Monday, August 24, 2009

Mmmm....BEADS....

I am, periodically, an avid beader. It harkens back to the time I spent crafting with my grandma when I was a kid. As a pre-adolescent, I tried my hands at braided bracelets using embroidery floss, and quickly realized that my lack of hand-eye coordination would forever limit my weaving skills to patheticness. Beading seemed like a good alternative, so I worked my way through spools of dental floss, creating what I thought were highly fashionable black beaded necklaces of varying lengths and blackness (I assure you that I was too white-bread to have dillusions of Gothness, but I still believed that anything--ANYTHING--looked better with a black beaded necklace!).
I started small (geddit!) with seed beads, and graduated to bugle, chevron, Cloisonné, lamp work, and everything in between.
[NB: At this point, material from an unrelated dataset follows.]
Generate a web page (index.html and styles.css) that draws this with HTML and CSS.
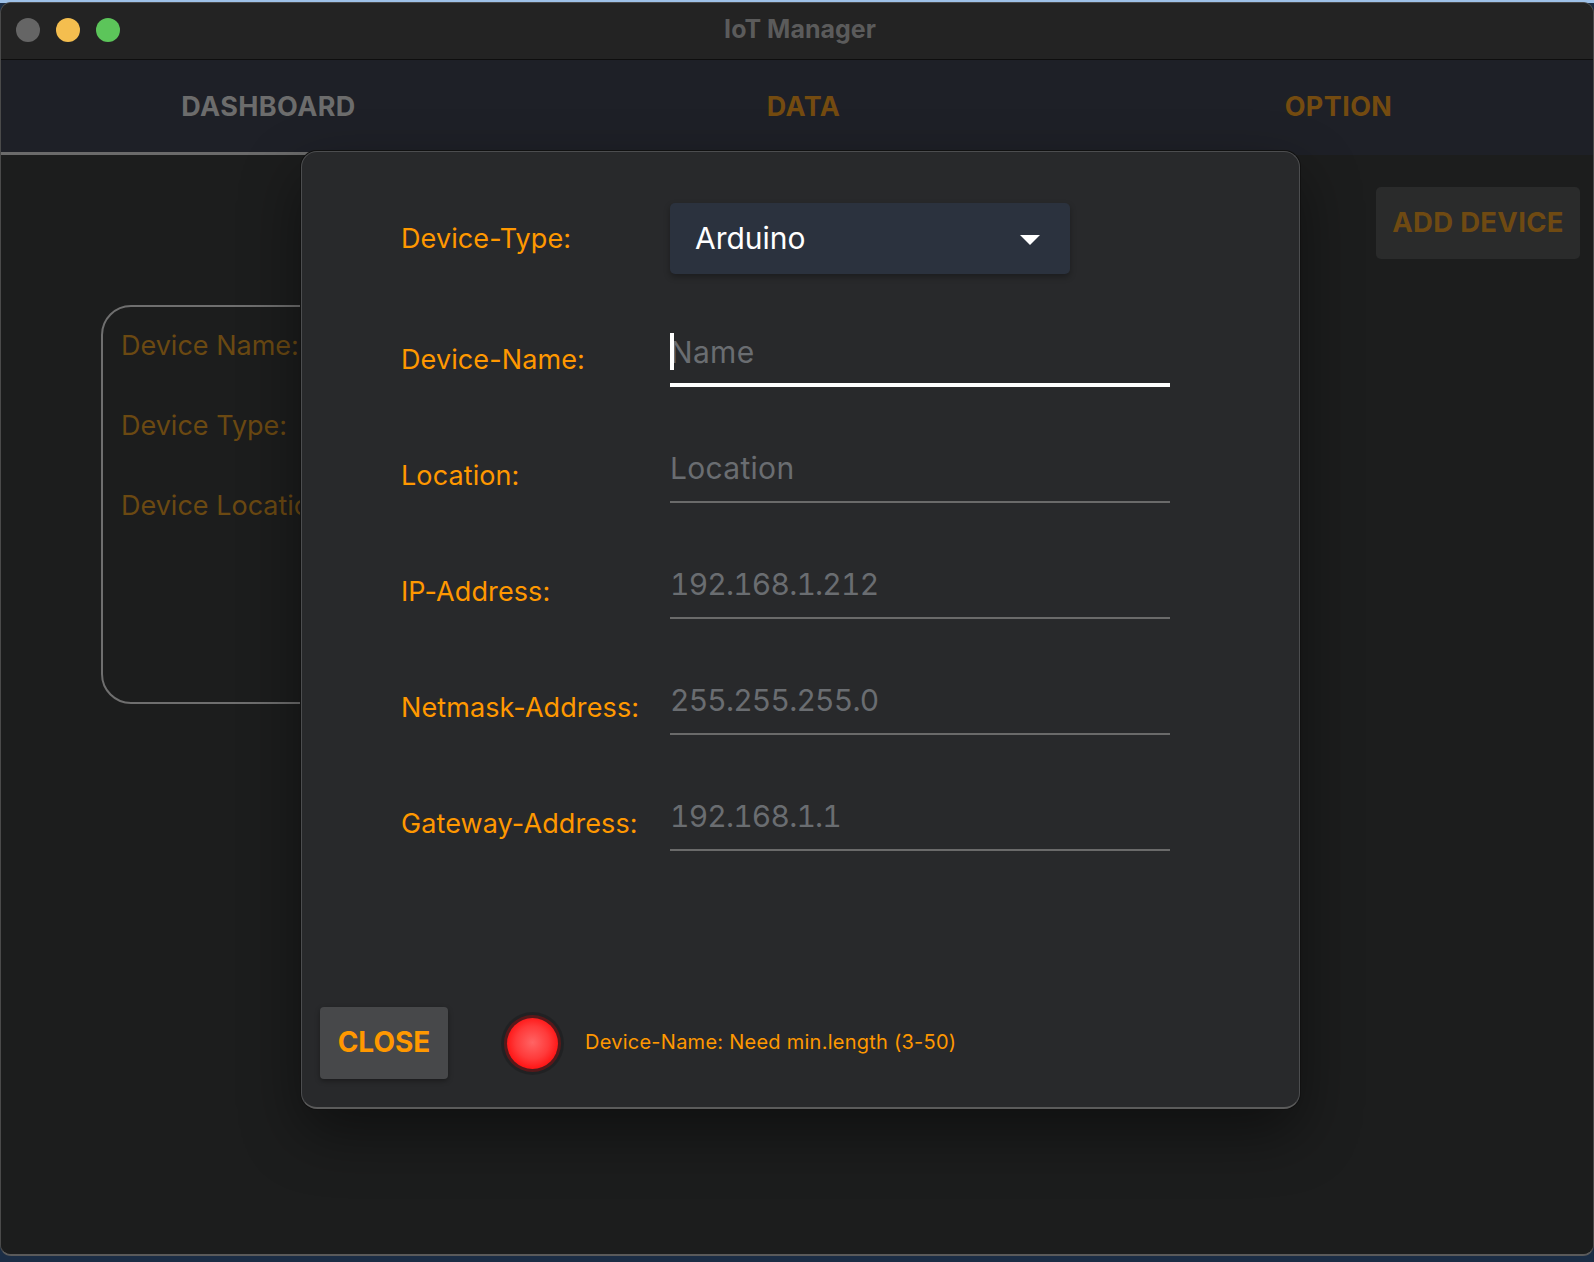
FILE: index.html
```html
<!DOCTYPE html>
<html lang="en">
<head>
<meta charset="utf-8">
<title>IoT Manager</title>
<link rel="stylesheet" href="styles.css">
</head>
<body>
<div class="desktop">
  <div class="window">
    <header class="titlebar">
      <div class="lights">
        <span class="light light-close"></span>
        <span class="light light-min"></span>
        <span class="light light-max"></span>
      </div>
      <div class="title">IoT Manager</div>
      <div class="spacer"></div>
    </header>
    <nav class="tabs">
      <div class="tab tab-active">DASHBOARD</div>
      <div class="tab">DATA</div>
      <div class="tab">OPTION</div>
    </nav>
    <main class="content">
      <section class="device-card">
        <p class="card-line">Device Name:</p>
        <p class="card-line">Device Type:</p>
        <p class="card-line">Device Location:</p>
      </section>
      <button class="add-btn">ADD DEVICE</button>
    </main>

    <div class="dialog">
      <div class="form">
        <div class="row row-select">
          <label class="label">Device-Type:</label>
          <div class="select">
            <span class="select-value">Arduino</span>
            <span class="select-arrow"></span>
          </div>
        </div>
        <div class="row row-field row-first">
          <label class="label">Device-Name:</label>
          <div class="field field-focus"><span class="caret"></span><span class="placeholder">Name</span></div>
        </div>
        <div class="row row-field">
          <label class="label">Location:</label>
          <div class="field"><span class="placeholder">Location</span></div>
        </div>
        <div class="row row-field">
          <label class="label">IP-Address:</label>
          <div class="field"><span class="placeholder num">192.168.1.212</span></div>
        </div>
        <div class="row row-field">
          <label class="label">Netmask-Address:</label>
          <div class="field"><span class="placeholder num">255.255.255.0</span></div>
        </div>
        <div class="row row-field">
          <label class="label">Gateway-Address:</label>
          <div class="field"><span class="placeholder num">192.168.1.1</span></div>
        </div>
      </div>
      <div class="footer">
        <button class="close-btn">CLOSE</button>
        <span class="led"></span>
        <span class="message">Device-Name: Need min.length (3-50)</span>
      </div>
    </div>
  </div>
</div>
</body>
</html>
```

FILE: styles.css
```css
* { box-sizing: border-box; }

html, body {
  margin: 0;
  padding: 0;
}

body {
  width: 1594px;
  height: 1262px;
  overflow: hidden;
  font-family: Inter, "Noto Sans", "Liberation Sans", sans-serif;
  background: linear-gradient(#9ec1e8 0, #9ec1e8 3px, #1b2d45 3px, #1b2d45 100%);
}

.desktop {
  padding-top: 2px;
}

.window {
  position: relative;
  width: 1594px;
  height: 1254px;
  border-radius: 11px;
  overflow: hidden;
  background: #1c1d1d;
  border: 1px solid #4a4a4a;
  border-bottom: 2px solid #5a5a5a;
  display: flex;
  flex-direction: column;
}

/* Title bar */
.titlebar {
  height: 57px;
  flex: none;
  background: #232323;
  border-bottom: 1px solid #0e0e0e;
  display: grid;
  grid-template-columns: 1fr auto 1fr;
  align-items: center;
}

.lights {
  display: flex;
  gap: 16px;
  padding-left: 15px;
  padding-bottom: 2px;
}

.light {
  width: 24px;
  height: 24px;
  border-radius: 50%;
  display: block;
}
.light-close { background: #656565; }
.light-min { background: #f4be4f; }
.light-max { background: #5cc55a; }

.title {
  font-size: 25px;
  font-weight: 700;
  color: #5b5b5b;
  padding-left: 6px;
  padding-bottom: 4px;
}

/* Tabs */
.tabs {
  height: 95px;
  flex: none;
  background: #1e2027;
  display: grid;
  grid-template-columns: repeat(3, 535px);
}

.tab {
  display: flex;
  align-items: center;
  justify-content: center;
  padding-bottom: 3px;
  font-size: 27px;
  font-weight: 700;
  color: #744b10;
  letter-spacing: 0.4px;
}

.tab-active {
  color: #6c6c6c;
  border-bottom: 3px solid #6b6b6b;
  padding-bottom: 0;
}

/* Content */
.content {
  flex: 1;
  background: #1c1d1d;
  display: flex;
  justify-content: space-between;
  align-items: flex-start;
  padding: 32px 13px 0 100px;
}

.device-card {
  margin-top: 118px;
  width: 560px;
  height: 399px;
  border: 2px solid #6f6f6f;
  border-radius: 30px;
  padding: 22px 18px 0 18px;
}

.card-line {
  margin: 0 0 47px 0;
  font-size: 27px;
  line-height: 33px;
  color: #6b4912;
  white-space: nowrap;
}

.add-btn {
  width: 204px;
  height: 72px;
  border: none;
  border-radius: 5px;
  background: #2a2b2b;
  color: #6f4a12;
  font-family: inherit;
  font-size: 27.5px;
  font-weight: 700;
  letter-spacing: 0.3px;
  padding: 0 0 2px 0;
}

/* Dialog overlay */
.dialog {
  position: absolute;
  left: 300px;
  top: 148px;
  width: 999px;
  height: 958px;
  background: #28292b;
  border: 1px solid #4c4d4f;
  border-bottom: 2px solid #5b5b5b;
  border-radius: 16px;
  box-shadow: 0 0 0 1px #111, 0 24px 60px rgba(0, 0, 0, 0.45);
  display: flex;
  flex-direction: column;
}

.form {
  padding: 51px 0 0 99px;
  display: flex;
  flex-direction: column;
}

.row {
  display: flex;
}

.label {
  width: 269px;
  flex: none;
  font-size: 27px;
  line-height: 34px;
  color: #ff9800;
  white-space: nowrap;
  letter-spacing: 0.1px;
}

.row-select {
  height: 71px;
  align-items: center;
}

.select {
  width: 400px;
  height: 71px;
  background: #2b323e;
  border-radius: 5px;
  box-shadow: 0 3px 6px rgba(0, 0, 0, 0.3);
  display: flex;
  align-items: center;
  justify-content: space-between;
  padding: 0 30px 0 25px;
}

.select-value {
  font-size: 30px;
  color: #ffffff;
  padding-bottom: 2px;
}

.select-arrow {
  width: 0;
  height: 0;
  border-left: 10px solid transparent;
  border-right: 10px solid transparent;
  border-top: 10px solid #ffffff;
  margin-top: 2px;
}

.row-field {
  height: 116px;
  align-items: flex-end;
}

.row-first {
  height: 113px;
}

.row-field .label {
  padding-bottom: 10px;
}

.field {
  position: relative;
  width: 500px;
  height: 58px;
  border-bottom: 2px solid #6a6a6a;
  display: flex;
  align-items: flex-end;
  padding-bottom: 15px;
}

.field-focus {
  height: 60px;
  border-bottom: 4px solid #ffffff;
  padding-bottom: 13px;
}

.placeholder {
  font-size: 30px;
  line-height: 36px;
  color: #6a6d71;
  letter-spacing: 0.3px;
}

.placeholder.num {
  font-variant-numeric: tabular-nums;
  letter-spacing: -0.8px;
}

.caret {
  position: absolute;
  left: 0;
  top: 6px;
  width: 4px;
  height: 37px;
  background: #ffffff;
}

/* Footer */
.footer {
  margin-top: auto;
  display: flex;
  align-items: center;
  padding: 0 0 28px 18px;
}

.close-btn {
  width: 128px;
  height: 72px;
  border: none;
  border-radius: 4px;
  background: #47484a;
  box-shadow: 0 2px 5px rgba(0, 0, 0, 0.35);
  color: #ff9800;
  font-family: inherit;
  font-size: 28px;
  font-weight: 700;
  padding: 0 0 2px 0;
}

.led {
  width: 51px;
  height: 51px;
  margin-left: 59px;
  border-radius: 50%;
  background: radial-gradient(circle at 50% 48%, #ff6464 0%, #ff3a3a 45%, #ff1010 75%, #e00000 100%);
  box-shadow: 0 0 0 3px rgba(255, 0, 0, 0.25), 0 0 0 6px rgba(0, 0, 0, 0.18);
}

.message {
  margin-left: 27px;
  font-size: 20px;
  letter-spacing: 0.25px;
  color: #ff9800;
  padding-bottom: 2px;
}
```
I would refashion store-bought necklaces and earrings to better suit my needs, and I would drag a complacent John or my sister to bead stores wherever I could find them. When my grandmother passed away, my mom very nicely sent me a beautiful selection of glass, ceramic, and wooden beads that my grandma had collected over the 40 some-odd years of her crafting.
In the last decade or so, I have amassed a serious collection of beads. It started out that I would store them in an old shoe box. Then they got so heavy and were bulging from the seams of the box, I had to transfer them to a plastic shoe box. Then it grew so much that I had to recruit a second plastic shoe box. Now I have four and three-quarters plastic shoe boxes full of beads and in sundry. I know the day is fast approaching where I'll need to figure out some better way to organize my lovelies. I'm a little scared for the future of my bead addiction, though...allow me an analogy that you're probably familiar with. When I was a kid, I saved my money and bought myself what I believed to be the most beautiful little wallet. I filled it with used gift cards, fake credit cards that came in the mail, and tape-laminated "ID" cards I made out of index cards. When I went to junior high and got my first school ID card, I proudly discarded my lame-oh fake ID cards. As I got older and accumulated more cards, I needed a better wallet. Slowly, I accumulated more OMGjustGOTTAhaveonemeatalltimes crap (lip gloss, compact, hair brush, dental floss, pens, etc etc etc etc) that I had to get a purse. I felt awkward and weird carrying around a purse, and would periodically bemoan the "need" to carry one, so I only used one big enough to carry my wallet, a make up compact, and chap stick. Eventually, I decided purses were kinda neat, and I really liked the bigger styles. And I found that the bigger the style, the more STUFF I could successfully carry around. Years later, I'm lugging around modestly HUGE cavernous purses from wince I cannot find a single damned thing (and having a black-case cell phone is the BANE of my existence!). So here's what I'm worried about with my bead addiction. I started out sharing a bedroom with my sister, and had a small tin container with beads. By college, I accumulated enough to warrant a shoe box. College necessitated a plastic shoe box or two. When we moved into the condo, it was two plastic shoe boxes and an old perfume box. By the time we moved into the house, it was almost 5 plastic shoe boxes full. So now I'm worried that I'll go all nutso and buy more BEADS (om nom nom nom nom nom nom) to compensate for the size of the house...
Scary.

Oh me, oh my how pretty!

In the last decade or so, I have ALSO amassed a serious collection of beaded necklaces. Previously, I used shadow boxes I snagged at Target to pin the necklaces up. This worked pretty darned well. But since moving and sorting through my necklaces, I decided I needed a better solution so I wouldn't keep wearing the same four or five necklaces all the time, and/or have to deal with the occasional tangled mess when I was too lazy to open up the shadow box and replace when I had worn. My sister has a teacup hanger/coat rack (similar to this) hanging in her bedroom and she sorts all her necklaces by colour/type. Ingenious, I thought.
A trip to Ikea led me to these lovely
Grundtal rails. The fine folks at Ikea have them in their kitchen section, but also use them throughout their catalog/show room as an organizational tool. I scored 3 of them, along with some hooks.
The door to our master bedroom opens to a wall on the left. This is where I decided to hang the rails. After spacing, leveling, and marking my holes, I predrilled and then secured them to the wall using screws. This is the finished product:

I can easily arrange my necklaces according to attribute, and I don't spend valuable time in the morning trying to untie knots from tangled necklaces.


Of course, now that I have the room to expand my beading operation, I don't have the time to devote to it. I guess the beads will collect some dust for now. :o/

Anyone have a solution for sorting and maintaining a working bead collection?